→ **DATASET EXTRACT**

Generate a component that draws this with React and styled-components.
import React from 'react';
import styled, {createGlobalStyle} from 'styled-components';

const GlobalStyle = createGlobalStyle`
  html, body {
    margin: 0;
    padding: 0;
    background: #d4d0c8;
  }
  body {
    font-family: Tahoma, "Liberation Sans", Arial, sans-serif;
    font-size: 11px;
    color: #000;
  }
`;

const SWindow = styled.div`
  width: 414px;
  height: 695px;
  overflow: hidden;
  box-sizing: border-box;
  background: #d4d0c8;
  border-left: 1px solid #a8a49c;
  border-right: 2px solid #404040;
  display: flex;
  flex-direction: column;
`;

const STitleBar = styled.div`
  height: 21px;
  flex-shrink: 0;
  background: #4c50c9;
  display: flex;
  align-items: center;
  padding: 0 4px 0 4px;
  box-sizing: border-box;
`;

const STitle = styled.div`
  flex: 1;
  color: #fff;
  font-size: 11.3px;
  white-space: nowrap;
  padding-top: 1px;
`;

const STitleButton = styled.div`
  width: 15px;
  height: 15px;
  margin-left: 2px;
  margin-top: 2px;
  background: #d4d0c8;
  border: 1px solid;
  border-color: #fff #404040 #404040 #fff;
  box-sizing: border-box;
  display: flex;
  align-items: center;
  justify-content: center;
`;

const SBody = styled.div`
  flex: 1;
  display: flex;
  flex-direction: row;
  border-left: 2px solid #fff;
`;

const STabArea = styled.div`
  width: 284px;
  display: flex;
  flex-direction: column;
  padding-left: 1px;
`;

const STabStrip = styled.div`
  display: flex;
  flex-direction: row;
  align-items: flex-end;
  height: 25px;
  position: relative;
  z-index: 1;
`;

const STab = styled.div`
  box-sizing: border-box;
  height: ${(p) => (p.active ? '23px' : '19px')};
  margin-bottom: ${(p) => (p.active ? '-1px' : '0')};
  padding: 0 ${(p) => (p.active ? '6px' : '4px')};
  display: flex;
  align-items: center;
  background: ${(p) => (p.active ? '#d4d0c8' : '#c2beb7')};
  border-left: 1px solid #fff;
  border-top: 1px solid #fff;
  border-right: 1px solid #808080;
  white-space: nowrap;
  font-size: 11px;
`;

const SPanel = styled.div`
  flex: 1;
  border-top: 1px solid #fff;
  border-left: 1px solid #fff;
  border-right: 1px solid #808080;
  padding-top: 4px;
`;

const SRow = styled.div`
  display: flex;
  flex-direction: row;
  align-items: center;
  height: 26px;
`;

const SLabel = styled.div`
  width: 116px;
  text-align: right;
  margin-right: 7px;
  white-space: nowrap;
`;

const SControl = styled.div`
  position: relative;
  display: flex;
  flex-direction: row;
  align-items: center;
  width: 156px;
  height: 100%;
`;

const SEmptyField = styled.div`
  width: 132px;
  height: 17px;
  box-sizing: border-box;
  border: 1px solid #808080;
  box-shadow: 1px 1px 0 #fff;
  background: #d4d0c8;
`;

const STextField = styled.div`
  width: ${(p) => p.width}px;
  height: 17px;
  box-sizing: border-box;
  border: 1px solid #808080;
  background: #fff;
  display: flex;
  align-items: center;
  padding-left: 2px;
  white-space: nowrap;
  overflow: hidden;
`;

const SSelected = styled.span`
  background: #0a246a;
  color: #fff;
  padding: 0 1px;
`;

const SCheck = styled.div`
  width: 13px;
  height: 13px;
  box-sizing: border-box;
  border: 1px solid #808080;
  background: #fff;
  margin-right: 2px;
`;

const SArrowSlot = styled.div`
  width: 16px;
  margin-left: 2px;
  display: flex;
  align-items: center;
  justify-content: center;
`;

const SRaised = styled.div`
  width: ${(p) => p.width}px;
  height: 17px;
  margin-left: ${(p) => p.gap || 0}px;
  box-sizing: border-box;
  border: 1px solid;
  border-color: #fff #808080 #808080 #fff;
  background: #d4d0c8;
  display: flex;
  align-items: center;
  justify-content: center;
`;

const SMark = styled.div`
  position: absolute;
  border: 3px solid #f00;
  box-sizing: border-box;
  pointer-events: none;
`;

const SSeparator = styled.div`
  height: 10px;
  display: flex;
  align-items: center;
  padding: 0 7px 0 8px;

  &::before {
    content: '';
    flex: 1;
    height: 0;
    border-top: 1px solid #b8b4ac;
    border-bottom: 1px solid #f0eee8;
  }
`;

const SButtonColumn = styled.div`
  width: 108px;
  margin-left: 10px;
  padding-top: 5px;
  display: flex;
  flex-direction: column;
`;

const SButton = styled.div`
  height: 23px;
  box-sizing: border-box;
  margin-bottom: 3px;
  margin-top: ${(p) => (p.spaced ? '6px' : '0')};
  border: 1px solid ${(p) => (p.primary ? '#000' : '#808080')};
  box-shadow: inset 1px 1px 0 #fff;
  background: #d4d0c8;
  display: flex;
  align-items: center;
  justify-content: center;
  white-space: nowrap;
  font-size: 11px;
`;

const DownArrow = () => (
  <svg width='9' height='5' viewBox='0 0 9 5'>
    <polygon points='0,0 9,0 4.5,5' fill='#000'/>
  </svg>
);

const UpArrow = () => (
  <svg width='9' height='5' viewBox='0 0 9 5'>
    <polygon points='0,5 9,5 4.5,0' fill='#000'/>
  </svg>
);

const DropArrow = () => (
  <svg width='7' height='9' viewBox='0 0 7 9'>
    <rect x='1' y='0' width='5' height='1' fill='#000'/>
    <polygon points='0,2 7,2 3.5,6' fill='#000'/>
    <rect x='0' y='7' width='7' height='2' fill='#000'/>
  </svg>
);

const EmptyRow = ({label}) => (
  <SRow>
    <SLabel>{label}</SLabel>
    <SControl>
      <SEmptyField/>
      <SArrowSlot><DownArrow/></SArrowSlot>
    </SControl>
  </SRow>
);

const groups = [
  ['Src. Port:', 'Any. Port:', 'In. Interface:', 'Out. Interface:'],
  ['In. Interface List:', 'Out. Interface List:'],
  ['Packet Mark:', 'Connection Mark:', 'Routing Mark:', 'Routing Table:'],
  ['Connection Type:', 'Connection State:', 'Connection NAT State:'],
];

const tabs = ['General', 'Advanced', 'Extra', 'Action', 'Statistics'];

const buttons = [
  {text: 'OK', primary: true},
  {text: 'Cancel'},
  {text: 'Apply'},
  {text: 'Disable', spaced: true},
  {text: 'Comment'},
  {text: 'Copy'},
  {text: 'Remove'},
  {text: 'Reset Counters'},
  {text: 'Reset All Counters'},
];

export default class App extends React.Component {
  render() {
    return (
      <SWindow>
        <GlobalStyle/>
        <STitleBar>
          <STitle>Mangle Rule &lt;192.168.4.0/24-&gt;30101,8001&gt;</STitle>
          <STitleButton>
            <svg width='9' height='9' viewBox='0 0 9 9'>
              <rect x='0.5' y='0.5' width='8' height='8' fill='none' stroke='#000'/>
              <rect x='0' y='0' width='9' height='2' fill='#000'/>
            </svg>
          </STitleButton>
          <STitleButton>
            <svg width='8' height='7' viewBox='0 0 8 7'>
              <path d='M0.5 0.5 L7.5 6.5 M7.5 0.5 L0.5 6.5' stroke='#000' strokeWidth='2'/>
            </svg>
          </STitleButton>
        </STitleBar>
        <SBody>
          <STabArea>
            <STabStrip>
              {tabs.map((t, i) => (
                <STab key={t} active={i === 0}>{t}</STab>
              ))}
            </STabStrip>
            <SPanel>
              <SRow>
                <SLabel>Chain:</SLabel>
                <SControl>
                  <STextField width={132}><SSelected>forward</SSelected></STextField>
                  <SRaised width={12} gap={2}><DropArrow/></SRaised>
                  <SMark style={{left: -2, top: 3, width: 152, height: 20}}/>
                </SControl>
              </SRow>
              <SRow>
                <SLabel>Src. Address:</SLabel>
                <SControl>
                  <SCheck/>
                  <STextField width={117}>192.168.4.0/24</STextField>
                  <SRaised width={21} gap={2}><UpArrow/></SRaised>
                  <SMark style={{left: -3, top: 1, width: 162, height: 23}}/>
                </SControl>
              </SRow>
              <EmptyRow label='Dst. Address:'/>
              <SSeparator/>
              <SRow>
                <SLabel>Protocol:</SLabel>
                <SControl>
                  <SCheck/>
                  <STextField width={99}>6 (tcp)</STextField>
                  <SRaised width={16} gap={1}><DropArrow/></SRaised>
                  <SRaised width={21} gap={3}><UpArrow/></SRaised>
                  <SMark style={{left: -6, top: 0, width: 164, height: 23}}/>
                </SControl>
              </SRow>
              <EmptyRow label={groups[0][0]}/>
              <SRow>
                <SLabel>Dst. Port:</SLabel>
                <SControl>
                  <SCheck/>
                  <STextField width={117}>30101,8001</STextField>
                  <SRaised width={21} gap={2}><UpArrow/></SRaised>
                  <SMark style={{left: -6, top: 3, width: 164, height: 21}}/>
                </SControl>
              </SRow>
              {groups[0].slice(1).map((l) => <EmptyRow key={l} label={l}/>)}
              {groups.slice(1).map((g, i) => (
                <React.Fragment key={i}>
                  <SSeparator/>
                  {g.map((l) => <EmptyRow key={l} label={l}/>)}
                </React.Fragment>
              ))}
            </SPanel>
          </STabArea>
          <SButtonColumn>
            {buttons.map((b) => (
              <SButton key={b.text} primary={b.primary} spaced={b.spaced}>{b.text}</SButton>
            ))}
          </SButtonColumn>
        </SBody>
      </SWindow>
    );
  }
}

→ **TASK**
Read through the lines above and collect those that contain the string "React".

→ **FINISHED EXERCISE**
Generate a component that draws this with React and styled-components.
import React from 'react';
export default class App extends React.Component {
                <React.Fragment key={i}>
                </React.Fragment>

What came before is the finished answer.